## start Provided data
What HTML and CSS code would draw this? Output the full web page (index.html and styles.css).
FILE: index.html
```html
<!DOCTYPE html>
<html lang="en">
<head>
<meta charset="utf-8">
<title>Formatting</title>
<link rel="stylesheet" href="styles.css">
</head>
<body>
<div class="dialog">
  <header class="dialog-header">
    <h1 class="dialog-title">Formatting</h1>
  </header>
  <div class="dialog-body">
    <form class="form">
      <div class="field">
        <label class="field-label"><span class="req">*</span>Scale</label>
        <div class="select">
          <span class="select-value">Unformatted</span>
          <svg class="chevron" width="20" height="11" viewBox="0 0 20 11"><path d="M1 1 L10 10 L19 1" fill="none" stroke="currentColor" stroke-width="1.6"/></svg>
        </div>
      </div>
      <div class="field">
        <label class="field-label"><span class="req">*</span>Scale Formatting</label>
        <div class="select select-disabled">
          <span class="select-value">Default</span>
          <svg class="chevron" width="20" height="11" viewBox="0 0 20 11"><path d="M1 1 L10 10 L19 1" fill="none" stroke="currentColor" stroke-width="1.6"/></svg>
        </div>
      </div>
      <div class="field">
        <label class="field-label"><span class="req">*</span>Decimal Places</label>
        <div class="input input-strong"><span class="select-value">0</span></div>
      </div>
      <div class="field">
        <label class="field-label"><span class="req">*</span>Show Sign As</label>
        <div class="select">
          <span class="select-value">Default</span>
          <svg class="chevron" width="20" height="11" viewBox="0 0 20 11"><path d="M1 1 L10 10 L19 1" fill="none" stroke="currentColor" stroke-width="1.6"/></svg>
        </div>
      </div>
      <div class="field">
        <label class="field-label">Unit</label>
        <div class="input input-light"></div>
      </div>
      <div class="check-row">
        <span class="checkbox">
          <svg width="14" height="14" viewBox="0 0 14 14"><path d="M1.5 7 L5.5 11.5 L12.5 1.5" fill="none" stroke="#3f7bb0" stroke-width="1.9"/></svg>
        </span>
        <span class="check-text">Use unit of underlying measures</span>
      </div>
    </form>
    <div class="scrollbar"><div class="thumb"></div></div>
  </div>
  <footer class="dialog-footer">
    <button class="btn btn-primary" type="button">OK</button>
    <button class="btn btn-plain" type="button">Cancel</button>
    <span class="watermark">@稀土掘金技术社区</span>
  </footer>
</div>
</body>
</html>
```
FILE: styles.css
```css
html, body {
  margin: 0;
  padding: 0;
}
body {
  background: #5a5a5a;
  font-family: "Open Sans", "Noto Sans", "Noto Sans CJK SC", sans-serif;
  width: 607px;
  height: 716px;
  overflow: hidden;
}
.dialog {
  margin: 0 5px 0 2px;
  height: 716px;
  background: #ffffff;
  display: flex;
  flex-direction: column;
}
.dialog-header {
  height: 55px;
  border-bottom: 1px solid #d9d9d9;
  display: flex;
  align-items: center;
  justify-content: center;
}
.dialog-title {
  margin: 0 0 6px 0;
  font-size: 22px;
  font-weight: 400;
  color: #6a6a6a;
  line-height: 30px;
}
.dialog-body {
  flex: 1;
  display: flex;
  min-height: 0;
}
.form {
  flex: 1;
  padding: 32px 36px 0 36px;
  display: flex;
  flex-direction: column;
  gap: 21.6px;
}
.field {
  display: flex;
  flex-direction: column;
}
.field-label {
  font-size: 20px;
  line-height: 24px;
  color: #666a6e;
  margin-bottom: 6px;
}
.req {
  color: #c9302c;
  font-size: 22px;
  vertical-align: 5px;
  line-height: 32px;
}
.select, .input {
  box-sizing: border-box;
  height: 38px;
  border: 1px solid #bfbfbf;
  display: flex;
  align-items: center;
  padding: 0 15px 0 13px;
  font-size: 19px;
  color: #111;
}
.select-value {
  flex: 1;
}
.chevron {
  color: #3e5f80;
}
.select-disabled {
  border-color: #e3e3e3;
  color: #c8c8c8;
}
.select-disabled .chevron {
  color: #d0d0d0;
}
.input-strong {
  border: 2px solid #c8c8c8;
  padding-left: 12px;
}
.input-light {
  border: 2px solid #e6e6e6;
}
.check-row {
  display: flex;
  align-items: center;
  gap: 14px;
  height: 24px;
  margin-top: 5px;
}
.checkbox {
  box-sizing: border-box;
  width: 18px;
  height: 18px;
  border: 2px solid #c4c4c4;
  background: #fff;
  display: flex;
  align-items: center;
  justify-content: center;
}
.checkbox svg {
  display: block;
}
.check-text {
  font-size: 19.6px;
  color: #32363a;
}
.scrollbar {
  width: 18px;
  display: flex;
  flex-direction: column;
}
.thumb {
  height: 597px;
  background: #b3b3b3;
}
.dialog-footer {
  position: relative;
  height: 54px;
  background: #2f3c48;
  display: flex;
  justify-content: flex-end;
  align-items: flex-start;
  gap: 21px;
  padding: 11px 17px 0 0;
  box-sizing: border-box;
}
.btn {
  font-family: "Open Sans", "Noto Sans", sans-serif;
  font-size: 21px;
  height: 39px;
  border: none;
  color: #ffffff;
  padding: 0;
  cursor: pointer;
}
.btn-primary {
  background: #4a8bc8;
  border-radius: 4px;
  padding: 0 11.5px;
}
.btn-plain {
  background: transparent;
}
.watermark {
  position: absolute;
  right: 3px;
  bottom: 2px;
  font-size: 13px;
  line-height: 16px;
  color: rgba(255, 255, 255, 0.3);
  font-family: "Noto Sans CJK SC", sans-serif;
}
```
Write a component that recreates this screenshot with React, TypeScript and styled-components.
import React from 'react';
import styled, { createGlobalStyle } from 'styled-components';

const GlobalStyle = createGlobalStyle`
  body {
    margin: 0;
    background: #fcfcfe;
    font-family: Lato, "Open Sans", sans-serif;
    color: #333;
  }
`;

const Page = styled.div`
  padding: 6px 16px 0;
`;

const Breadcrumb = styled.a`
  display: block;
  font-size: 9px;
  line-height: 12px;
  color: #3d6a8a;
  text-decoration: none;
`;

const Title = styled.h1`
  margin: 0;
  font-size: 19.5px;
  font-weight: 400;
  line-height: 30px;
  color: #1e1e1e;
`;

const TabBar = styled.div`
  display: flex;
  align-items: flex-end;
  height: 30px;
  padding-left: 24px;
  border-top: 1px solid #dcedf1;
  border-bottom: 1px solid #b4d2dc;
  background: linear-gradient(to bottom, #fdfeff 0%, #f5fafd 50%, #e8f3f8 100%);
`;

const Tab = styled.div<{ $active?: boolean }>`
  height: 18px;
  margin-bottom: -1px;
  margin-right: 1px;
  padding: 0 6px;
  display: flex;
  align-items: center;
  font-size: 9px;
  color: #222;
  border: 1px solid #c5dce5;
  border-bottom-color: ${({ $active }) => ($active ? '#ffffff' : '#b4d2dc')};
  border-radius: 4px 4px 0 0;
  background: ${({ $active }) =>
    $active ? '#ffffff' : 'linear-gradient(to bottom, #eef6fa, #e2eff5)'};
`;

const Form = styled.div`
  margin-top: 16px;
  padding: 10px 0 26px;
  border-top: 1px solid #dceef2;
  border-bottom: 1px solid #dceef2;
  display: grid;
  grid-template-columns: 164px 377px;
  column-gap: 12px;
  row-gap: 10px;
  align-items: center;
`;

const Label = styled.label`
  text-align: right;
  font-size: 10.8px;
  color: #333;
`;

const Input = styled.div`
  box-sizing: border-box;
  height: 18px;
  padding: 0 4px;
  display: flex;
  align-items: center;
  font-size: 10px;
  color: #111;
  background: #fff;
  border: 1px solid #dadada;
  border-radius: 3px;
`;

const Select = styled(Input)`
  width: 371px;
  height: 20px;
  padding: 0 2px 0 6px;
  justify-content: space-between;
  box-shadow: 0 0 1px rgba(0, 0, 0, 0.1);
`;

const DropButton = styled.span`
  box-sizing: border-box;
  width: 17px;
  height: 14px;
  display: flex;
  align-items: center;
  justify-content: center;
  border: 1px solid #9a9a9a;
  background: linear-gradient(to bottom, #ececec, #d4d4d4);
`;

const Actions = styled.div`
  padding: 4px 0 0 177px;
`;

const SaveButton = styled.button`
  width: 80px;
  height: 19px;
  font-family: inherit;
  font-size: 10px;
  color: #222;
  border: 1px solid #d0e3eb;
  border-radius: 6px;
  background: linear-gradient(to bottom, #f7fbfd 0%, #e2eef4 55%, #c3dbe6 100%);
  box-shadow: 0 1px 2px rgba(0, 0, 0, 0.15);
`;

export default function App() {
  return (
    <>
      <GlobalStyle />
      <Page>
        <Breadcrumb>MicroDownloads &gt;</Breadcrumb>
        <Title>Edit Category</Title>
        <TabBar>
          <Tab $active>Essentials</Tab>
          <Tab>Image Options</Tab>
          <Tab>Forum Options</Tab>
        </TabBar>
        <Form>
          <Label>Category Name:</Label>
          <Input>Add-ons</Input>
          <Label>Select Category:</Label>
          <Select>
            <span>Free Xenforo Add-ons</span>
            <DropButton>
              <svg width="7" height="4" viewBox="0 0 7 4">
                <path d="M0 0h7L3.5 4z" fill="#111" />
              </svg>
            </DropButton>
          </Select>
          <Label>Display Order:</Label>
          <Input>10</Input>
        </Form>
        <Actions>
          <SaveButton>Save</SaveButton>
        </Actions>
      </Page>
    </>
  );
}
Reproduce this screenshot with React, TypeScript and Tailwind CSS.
## end Provided data
Looking back at the lines above, state how many contain the word "this", and supply nothing besides the number.

3